State and Federal Guide to Clemency and Commutation of Sentence
By Criminal Justice Policy Foundation
This website is the first comprehensive, nationwide database providing information on clemency and commutation of sentence on both the state and federal levels. It gives state and federal prisoners (and their attorneys, families and friends) the basic information they need to apply to the Governor or other proper authority to get an early release from prison through a commutation of sentence. It provides samples of the actual forms required by the states where they are available.
State Guide to Pardon Procedure
By Margaret Colgate Love, NACDL Restoration of Rights Resource Project
An offender who has completed his or her sentence can apply for a pardon to partially or completely erase the record and collateral consequences of the conviction. This comprehensive guide provides details on the process of seeking a pardon for state prisoners in all 50 states.
Recent Developments in Federal Commutation and Clemency Policy:
On April 23, 2014, the Department of Justice announced a Federal clemency plan designed to shorten the sentences of nonviolent drug offenders who have served 10 or more years in prison. Details can be found on the Clemency Project 2014 website. This applies only to Federal offenders. For clemency policies in the state prison system, consult CJPF's state-by-state clemency guide.
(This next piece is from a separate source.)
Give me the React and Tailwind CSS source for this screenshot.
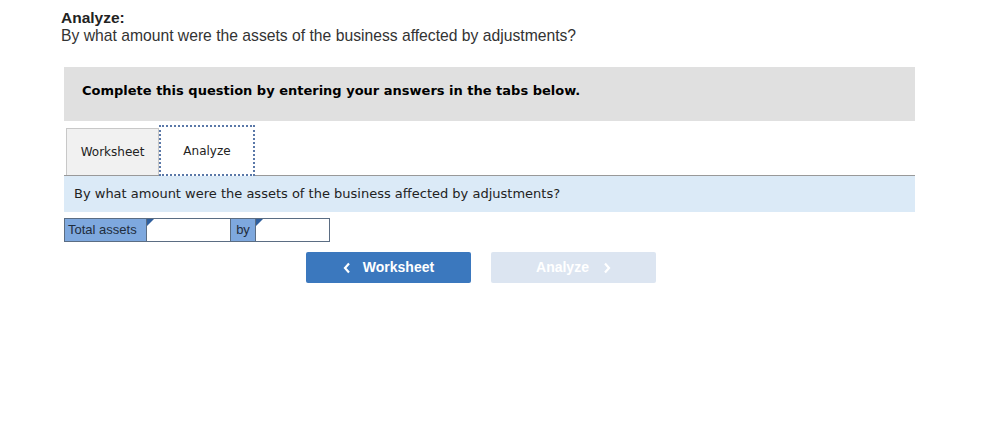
import React from 'react'

const verdana = { fontFamily: '"DejaVu Sans", Verdana, sans-serif' }
const arial = { fontFamily: '"Liberation Sans", Arial, sans-serif' }

const Flag = () => (
    <span className="absolute left-0 top-0 w-0 h-0 border-t-[7px] border-t-[#2f5f9e] border-r-[7px] border-r-transparent" />
)

const App = () => {
    return (
        <div className="w-[997px] h-[448px] bg-white relative">
            <div className="pl-[61px] pt-[9px] text-[#222]" style={arial}>
                <div className="text-[15.5px] font-bold leading-[18px]">Analyze:</div>
                <div className="text-[15.7px] leading-[18px] text-[#333]">By what amount were the assets of the business affected by adjustments?</div>
            </div>

            <div className="ml-[64px] w-[851px] mt-[22px]">
                <div className="h-[54px] bg-[#e0e0e0] pt-[14px] pl-[18px] text-[13px] font-bold text-black" style={verdana}>
                    Complete this question by entering your answers in the tabs below.
                </div>

                <div className="flex items-end h-[55px] border-b border-[#999] pl-[2px]" style={verdana}>
                    <div className="w-[93px] h-[47px] bg-[#f1f1f1] border border-b-0 border-[#c8c8c8] flex items-center justify-center text-[12px] text-[#222]">
                        Worksheet
                    </div>
                    <div className="w-[96px] h-[51px] -mb-px bg-white border-2 border-dotted border-[#5a78a8] flex items-center justify-center text-[12px] text-[#222]">
                        Analyze
                    </div>
                </div>

                <div className="h-[36px] bg-[#dbeaf7] flex items-center pl-[10px] text-[13px] text-[#222]" style={verdana}>
                    By what amount were the assets of the business affected by adjustments?
                </div>

                <div className="mt-[6px] flex h-[24px] text-[13px] text-[#1f2d3d]" style={arial}>
                    <div className="w-[83px] bg-[#7ea8de] border border-[#5b6d83] flex items-center pl-[3px]">Total assets</div>
                    <div className="relative w-[84px] bg-white border border-l-0 border-[#5b6d83]"><Flag /></div>
                    <div className="w-[25px] bg-[#7ea8de] border border-l-0 border-[#5b6d83] flex items-center justify-center">by</div>
                    <div className="relative w-[74px] bg-white border border-l-0 border-[#5b6d83]"><Flag /></div>
                </div>

                <div className="mt-[10px] flex gap-[20px] pl-[242px]" style={arial}>
                    <button className="w-[165px] h-[31px] rounded-[2px] bg-[#3b78be] text-white text-[14px] font-bold flex items-center justify-center gap-[12px]">
                        <svg width="8" height="12" viewBox="0 0 8 12"><path d="M6 1.5 L2 6 L6 10.5" fill="none" stroke="white" strokeWidth="2.2" /></svg>
                        Worksheet
                    </button>
                    <button className="w-[165px] h-[31px] rounded-[2px] bg-[#dce5f1] text-white text-[14px] font-bold flex items-center justify-center gap-[14px]">
                        Analyze
                        <svg width="8" height="12" viewBox="0 0 8 12"><path d="M2 1.5 L6 6 L2 10.5" fill="none" stroke="white" strokeWidth="2.2" /></svg>
                    </button>
                </div>
            </div>
        </div>
    )
}

export default App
After pardoning and commuting the sentences of the fewest people of any post-WWII President in Obama's first term, on December 19, 2013, he shortened the sentences of 8 prisoners, including Clarence Aaron. CJPF has been working on the Clarence Aaron case for years, and applauds this development. Read Eric E. Sterling’s analysis on the Huffington Post of how, while this is a positive development, more needs to be done.
In January 2014, Deputy Attorney General James Cole asked for defense attorneys to make recommendations for further commutations. This is a positive development that we hope will lead to more commutations for non-violent offenders sentenced under mandatory minimum sentences. Furthermore, he stated that the 8 commutations were only a "first step" out of many.
CJPF has been working for reform of sentencing laws since 1989. The focus of its work in sentencing has been to reform the Federal mandatory minimum sentences. We work closely with Families Against Mandatory Minimums.
In 2000, CJPF organized hundreds of clergy around the country – the Coalition for Jubilee Clemency (CJC) – to appeal to President Bill Clinton to use his constitutional power to commute the sentences of deserving low-level, non-violent drug offenders who had been sentenced to excessively long sentences. This campaign helped create the political climate that encouraged President Clinton to commute almost two dozen low-level drug offenders. The Court TV movie Guilt By Associationfeatures the CJC campaign to reduce sentences. As large as the Federal prison population has grown, from 25,000 in the 1970s to 40,000 in 1986 to 217,000 now, it is still much smaller than the total population in state prisons.
More than two million persons are being held in prisons and jails convicted of state criminal charges. The cost of housing these prisoners has grown enormously. The nation’s adult correctional budget in FY 2002 exceeded $40 billion -- in FY 1992, the budgets totaled only $19.3 billion. These correctional costs are also absorbing large amounts of total state expenditures. In FY 2002, the average state’s correctional costs were 3.6% of total state expenditures.
Every state has granted the Governor or some other agency some power to commute the sentences or to parole persons sentenced to prison. Each state has different procedures. Sometimes the procedures of a state are very clearly spelled out; other times they are ambiguous.
The information on this website is the best we could provide, but it is not a substitute for actually contacting the Governor’s office, the State Parole Board or other appropriate agency. These procedures are subject to change without notification to us. The information on this site is not legal advice and is not a substitute for consulting with an attorney or qualified and experienced paraprofessional.
Eric E. Sterling
Note: Federal prisoners housed in state facilities cannot receive clemency from state authorities. Instead, they are required to seek a Federal commutation of sentence from President Obama. Such inmates should follow the instructions provided for inmates in Washington, DC.